D’un autre côté, cela n’est pas totalement faux et il y déjà eu de nombreuses révélations sur ce point. On en revient aux relations incestueuses entre le monde médiatico-politique français et certains hommes d’affaires tunisiens. Il est de notoriété publique que certains ont prêté leur avions à des ministres français ou leur ont offert de nombreux cadeaux.
Ce type de relation s’accompagnait souvent de messages politiques décrivant une Tunisie calme et sous contrôle, où la pauvreté est limitée et les droits des femmes, tout au moins, sont respectés. Ces affairistes, en masquant la misère des Tunisiens pour mieux prospérer sous le régime de Ben Ali qu’ils vantaient, ont aussi joué un rôle dans la diffusion de fausses informations. Et on peut donner du crédit à ce diplomate sur ce point.
Comment, en effet, dans ces conditions, les renseignements ou les diplomates de terrain pouvaient être écoutés si leurs chefs politiques avaient déjà fait leur opinion entre deux séjours dans un hôtel luxueux offerts par de riches hommes d’affaires benalistes.
Le téléphone parisien sonne dans le vide
Encore une fois, difficile là aussi, comme pour le renseignement, d’avoir une idée précise de la question. Mais puisque l’on nous livre là une nouvelle piste, il convient d’enchainer et de se demander si ce type de contacts extra-officiels existe toujours aujourd’hui, alors que la démocratie tunisienne est en place et que les Tunisiens en ont assez des affairistes corrompus qui utilisent ces réseaux occultes, non pas pour parler de la Tunisie mais pour servir leurs propres intérêts.

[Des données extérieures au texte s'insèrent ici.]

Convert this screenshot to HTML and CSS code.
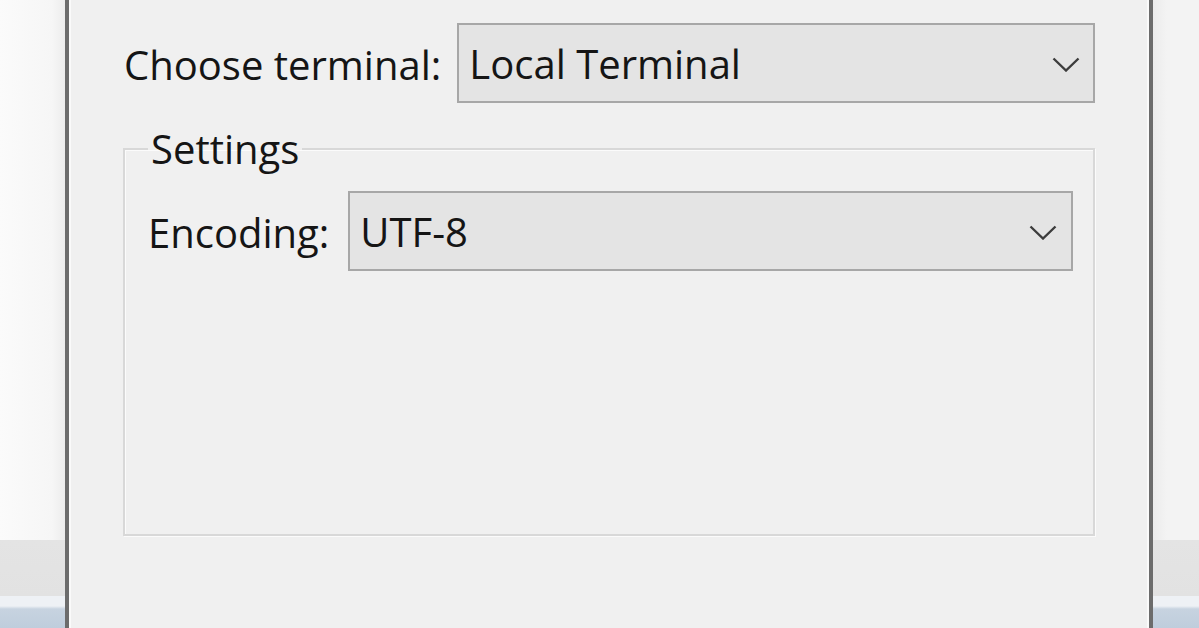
FILE: index.html
```html
<!DOCTYPE html>
<html lang="en">
<head>
<meta charset="utf-8">
<title>Choose terminal</title>
<link rel="stylesheet" href="styles.css">
</head>
<body>
<div class="screen">
  <div class="side side-left"></div>
  <div class="dialog">
    <div class="row row-top">
      <span class="label">Choose terminal:</span>
      <div class="combo combo-terminal">
        <span class="combo-text">Local Terminal</span>
        <svg class="chevron" width="28" height="15" viewBox="0 0 28 15"><polyline points="1.5,1.5 14,13.5 26.5,1.5" fill="none" stroke="#3c3c3c" stroke-width="2.4"/></svg>
      </div>
    </div>
    <fieldset class="group">
      <legend class="group-title">Settings</legend>
      <div class="row row-enc">
        <span class="label">Encoding:</span>
        <div class="combo combo-enc">
          <span class="combo-text">UTF-8</span>
          <svg class="chevron" width="28" height="15" viewBox="0 0 28 15"><polyline points="1.5,1.5 14,13.5 26.5,1.5" fill="none" stroke="#3c3c3c" stroke-width="2.4"/></svg>
        </div>
      </div>
    </fieldset>
  </div>
  <div class="side side-right"></div>
</div>
</body>
</html>
```
FILE: styles.css
```css
html, body {
  margin: 0;
  padding: 0;
  height: 100%;
  overflow: hidden;
}
body {
  font-family: "Open Sans", "Noto Sans", "Liberation Sans", sans-serif;
  color: #151515;
  background: #f4f4f4;
}
.screen {
  display: flex;
  height: 628px;
}
.side {
  flex: none;
  height: 100%;
}
.side-left {
  width: 65px;
  background: linear-gradient(to bottom,
    transparent 0, transparent 540px,
    #e4e4e4 540px, #e2e2e2 596px,
    #eef1f5 596px, #eef1f5 606px,
    #c7d3e0 609px, #bfcddc 628px),
    linear-gradient(to right, #fbfbfb 0, #f6f6f6 80%, #ececec 100%);
}
.side-right {
  flex: 1;
  background: linear-gradient(to bottom,
    transparent 0, transparent 540px,
    #e4e4e4 540px, #e2e2e2 596px,
    #eef1f5 596px, #eef1f5 606px,
    #c7d3e0 609px, #bfcddc 628px),
    linear-gradient(to right, #ebebeb 0, #f3f3f3 30%, #f3f3f3 100%);
}
.dialog {
  flex: none;
  width: 1088px;
  height: 100%;
  box-sizing: border-box;
  background: #f0f0f0;
  border-left: 4px solid #6c6c6c;
  border-right: 4px solid #6c6c6c;
  box-shadow: inset 2px 0 0 #fafafa, inset -2px 0 0 #fafafa;
  padding: 23px 54px 0 55px;
}
.row {
  display: flex;
  align-items: center;
  gap: 16px;
}
.label {
  font-size: 40px;
  line-height: 50px;
  white-space: nowrap;
  padding-top: 4px;
}
.combo {
  flex: 1;
  display: flex;
  align-items: center;
  justify-content: space-between;
  box-sizing: border-box;
  height: 80px;
  background: #e4e4e4;
  border: 2px solid #a7a7a7;
  padding: 0 13px 0 10px;
}
.combo-text {
  font-size: 40px;
  line-height: 50px;
  padding-top: 2px;
}
.chevron {
  flex: none;
  margin-top: 2px;
}
.combo-enc {
  padding-right: 14px;
}
.group {
  margin: 21px 0 0 -1px;
  padding: 17px 20px 263px 23px;
  border: 2px solid #d8d8d8;
  box-shadow: 1px 1px 0 #fbfbfb, inset 1px 1px 0 #fbfbfb;
  min-width: 0;
}
.group-title {
  font-size: 40px;
  line-height: 50px;
  padding: 0 3px;
  margin-left: 0;
}
.row-enc {
  gap: 19px;
}
```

Réponse de notre interlocuteur : «Si vous demandez si certains Tunisiens téléphonent toujours à leurs amis parisiens pour qu’ils foutent leur nez dans les affaires tunisiennes, oui». Le diplomate ajoute, avec une touche d’ironie : «Mais est-ce qu’à Paris le téléphone est systématiquement décroché ? La réponse est non car on a compris avec les dernières élections que ces interlocuteurs francophiles ne pesaient finalement pas lourd dans le nouvel échiquier politique tunisien».